Written instruction
Identify the lines holding "page" and copy them.

Stored data
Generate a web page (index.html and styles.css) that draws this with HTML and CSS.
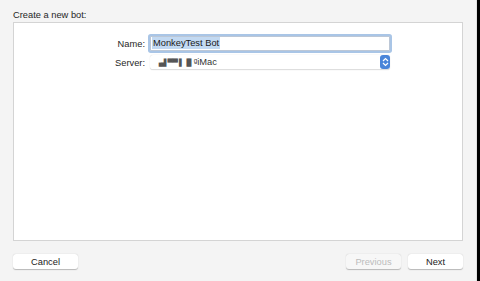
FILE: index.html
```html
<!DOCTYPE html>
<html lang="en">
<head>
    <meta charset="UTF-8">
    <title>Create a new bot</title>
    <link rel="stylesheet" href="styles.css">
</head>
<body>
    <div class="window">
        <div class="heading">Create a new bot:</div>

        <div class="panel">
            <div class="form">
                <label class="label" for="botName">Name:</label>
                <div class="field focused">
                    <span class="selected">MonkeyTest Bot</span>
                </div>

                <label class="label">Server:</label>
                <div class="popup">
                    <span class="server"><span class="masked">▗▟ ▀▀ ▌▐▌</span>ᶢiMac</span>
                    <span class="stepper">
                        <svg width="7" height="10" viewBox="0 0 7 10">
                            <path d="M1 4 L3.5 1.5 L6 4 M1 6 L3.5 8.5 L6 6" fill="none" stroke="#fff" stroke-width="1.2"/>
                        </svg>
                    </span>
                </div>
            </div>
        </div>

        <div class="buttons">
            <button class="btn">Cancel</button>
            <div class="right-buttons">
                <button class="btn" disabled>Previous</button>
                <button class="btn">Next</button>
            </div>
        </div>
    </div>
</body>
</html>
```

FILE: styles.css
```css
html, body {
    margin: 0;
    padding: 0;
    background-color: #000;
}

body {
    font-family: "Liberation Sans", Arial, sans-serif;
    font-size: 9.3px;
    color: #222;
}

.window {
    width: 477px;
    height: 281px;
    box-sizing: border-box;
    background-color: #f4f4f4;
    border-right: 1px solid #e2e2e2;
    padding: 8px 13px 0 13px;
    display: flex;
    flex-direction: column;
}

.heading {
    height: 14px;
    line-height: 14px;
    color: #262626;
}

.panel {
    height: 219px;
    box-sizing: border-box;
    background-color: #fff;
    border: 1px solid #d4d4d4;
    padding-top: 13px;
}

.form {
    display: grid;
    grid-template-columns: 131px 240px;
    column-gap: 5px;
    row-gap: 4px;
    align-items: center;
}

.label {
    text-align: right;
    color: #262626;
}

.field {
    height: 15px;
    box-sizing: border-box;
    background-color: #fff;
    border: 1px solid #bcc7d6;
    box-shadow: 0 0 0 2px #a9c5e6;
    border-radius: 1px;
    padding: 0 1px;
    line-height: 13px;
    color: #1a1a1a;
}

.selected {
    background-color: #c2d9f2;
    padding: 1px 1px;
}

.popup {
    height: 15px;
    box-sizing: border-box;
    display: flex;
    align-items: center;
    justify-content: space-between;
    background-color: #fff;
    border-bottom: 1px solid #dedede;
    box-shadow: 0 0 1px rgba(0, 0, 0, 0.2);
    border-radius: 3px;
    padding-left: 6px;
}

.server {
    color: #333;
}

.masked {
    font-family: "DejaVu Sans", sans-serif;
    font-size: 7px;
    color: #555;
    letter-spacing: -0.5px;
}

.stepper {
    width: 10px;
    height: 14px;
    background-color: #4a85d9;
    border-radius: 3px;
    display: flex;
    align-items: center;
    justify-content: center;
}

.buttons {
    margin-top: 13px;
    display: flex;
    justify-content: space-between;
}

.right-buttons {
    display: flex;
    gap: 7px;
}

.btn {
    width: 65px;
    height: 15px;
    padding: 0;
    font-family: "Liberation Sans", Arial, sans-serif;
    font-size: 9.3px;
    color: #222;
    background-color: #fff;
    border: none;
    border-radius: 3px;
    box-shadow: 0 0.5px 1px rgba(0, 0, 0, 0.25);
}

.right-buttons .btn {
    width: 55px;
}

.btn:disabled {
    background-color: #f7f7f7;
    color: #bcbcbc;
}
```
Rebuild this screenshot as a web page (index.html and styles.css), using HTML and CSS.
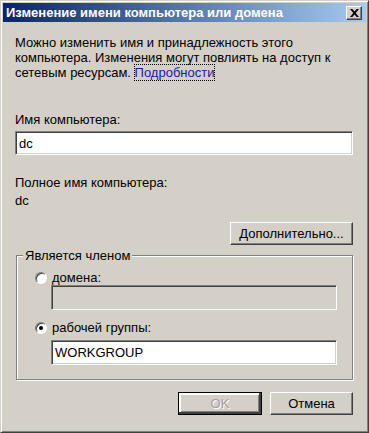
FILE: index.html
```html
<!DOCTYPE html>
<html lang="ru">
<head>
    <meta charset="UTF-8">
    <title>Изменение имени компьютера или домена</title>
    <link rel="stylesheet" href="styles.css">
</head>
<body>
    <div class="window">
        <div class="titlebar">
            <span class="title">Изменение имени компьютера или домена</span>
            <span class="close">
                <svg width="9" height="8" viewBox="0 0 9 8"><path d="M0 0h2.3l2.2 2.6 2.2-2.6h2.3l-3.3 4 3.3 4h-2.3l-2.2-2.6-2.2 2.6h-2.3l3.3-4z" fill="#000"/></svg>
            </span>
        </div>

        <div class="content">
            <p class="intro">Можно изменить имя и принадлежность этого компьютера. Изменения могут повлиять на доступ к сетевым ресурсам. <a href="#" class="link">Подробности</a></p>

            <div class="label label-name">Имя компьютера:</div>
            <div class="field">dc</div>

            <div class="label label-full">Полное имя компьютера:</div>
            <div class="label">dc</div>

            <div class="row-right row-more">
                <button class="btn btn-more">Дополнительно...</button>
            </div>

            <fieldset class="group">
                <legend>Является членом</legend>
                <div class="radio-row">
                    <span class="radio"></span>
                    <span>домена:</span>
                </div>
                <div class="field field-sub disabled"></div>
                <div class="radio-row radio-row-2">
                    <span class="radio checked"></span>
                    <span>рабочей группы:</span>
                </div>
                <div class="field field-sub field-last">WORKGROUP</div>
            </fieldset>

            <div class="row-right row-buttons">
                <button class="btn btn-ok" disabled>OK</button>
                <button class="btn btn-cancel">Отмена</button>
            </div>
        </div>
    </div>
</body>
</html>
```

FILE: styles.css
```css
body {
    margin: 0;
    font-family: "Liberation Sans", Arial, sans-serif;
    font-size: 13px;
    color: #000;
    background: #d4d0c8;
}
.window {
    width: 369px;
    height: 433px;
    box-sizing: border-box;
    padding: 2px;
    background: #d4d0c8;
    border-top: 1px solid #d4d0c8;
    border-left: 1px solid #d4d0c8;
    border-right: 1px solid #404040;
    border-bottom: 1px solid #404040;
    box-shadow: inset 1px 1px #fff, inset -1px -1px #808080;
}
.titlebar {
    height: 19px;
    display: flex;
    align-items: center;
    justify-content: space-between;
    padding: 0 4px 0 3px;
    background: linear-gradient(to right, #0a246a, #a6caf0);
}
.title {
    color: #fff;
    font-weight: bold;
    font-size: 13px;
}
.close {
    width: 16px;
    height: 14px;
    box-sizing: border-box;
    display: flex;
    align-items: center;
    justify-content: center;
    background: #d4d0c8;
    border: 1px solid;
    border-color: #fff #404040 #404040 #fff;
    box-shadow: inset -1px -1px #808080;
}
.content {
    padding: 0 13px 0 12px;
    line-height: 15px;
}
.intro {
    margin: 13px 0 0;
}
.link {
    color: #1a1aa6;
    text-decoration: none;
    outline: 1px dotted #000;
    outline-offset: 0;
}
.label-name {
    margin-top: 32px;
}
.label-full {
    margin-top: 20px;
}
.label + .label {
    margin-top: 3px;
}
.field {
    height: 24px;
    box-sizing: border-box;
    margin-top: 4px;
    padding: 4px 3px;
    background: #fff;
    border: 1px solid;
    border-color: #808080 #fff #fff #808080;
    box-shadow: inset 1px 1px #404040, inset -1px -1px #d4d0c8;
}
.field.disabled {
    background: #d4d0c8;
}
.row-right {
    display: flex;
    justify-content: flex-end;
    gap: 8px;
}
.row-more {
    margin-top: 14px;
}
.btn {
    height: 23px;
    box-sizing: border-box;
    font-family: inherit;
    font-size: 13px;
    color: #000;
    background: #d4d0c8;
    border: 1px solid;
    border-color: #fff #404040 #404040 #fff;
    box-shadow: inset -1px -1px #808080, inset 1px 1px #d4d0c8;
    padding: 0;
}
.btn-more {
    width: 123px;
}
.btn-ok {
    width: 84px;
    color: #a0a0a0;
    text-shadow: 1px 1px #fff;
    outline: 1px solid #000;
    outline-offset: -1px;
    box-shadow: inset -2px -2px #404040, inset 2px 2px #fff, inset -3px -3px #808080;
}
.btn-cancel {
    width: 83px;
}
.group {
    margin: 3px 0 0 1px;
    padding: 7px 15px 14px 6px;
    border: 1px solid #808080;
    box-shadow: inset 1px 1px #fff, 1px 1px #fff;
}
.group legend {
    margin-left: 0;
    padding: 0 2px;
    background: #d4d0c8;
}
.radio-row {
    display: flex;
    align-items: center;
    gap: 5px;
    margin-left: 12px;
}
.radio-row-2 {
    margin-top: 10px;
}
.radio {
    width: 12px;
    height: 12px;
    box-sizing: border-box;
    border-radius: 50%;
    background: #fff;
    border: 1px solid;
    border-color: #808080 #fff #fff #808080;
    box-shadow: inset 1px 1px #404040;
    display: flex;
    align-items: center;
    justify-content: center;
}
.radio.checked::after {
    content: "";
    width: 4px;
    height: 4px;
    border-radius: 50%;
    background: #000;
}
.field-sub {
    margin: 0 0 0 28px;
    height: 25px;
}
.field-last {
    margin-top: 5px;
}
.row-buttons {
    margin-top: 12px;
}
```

Problem solution
Generate a web page (index.html and styles.css) that draws this with HTML and CSS.
Rebuild this screenshot as a web page (index.html and styles.css), using HTML and CSS.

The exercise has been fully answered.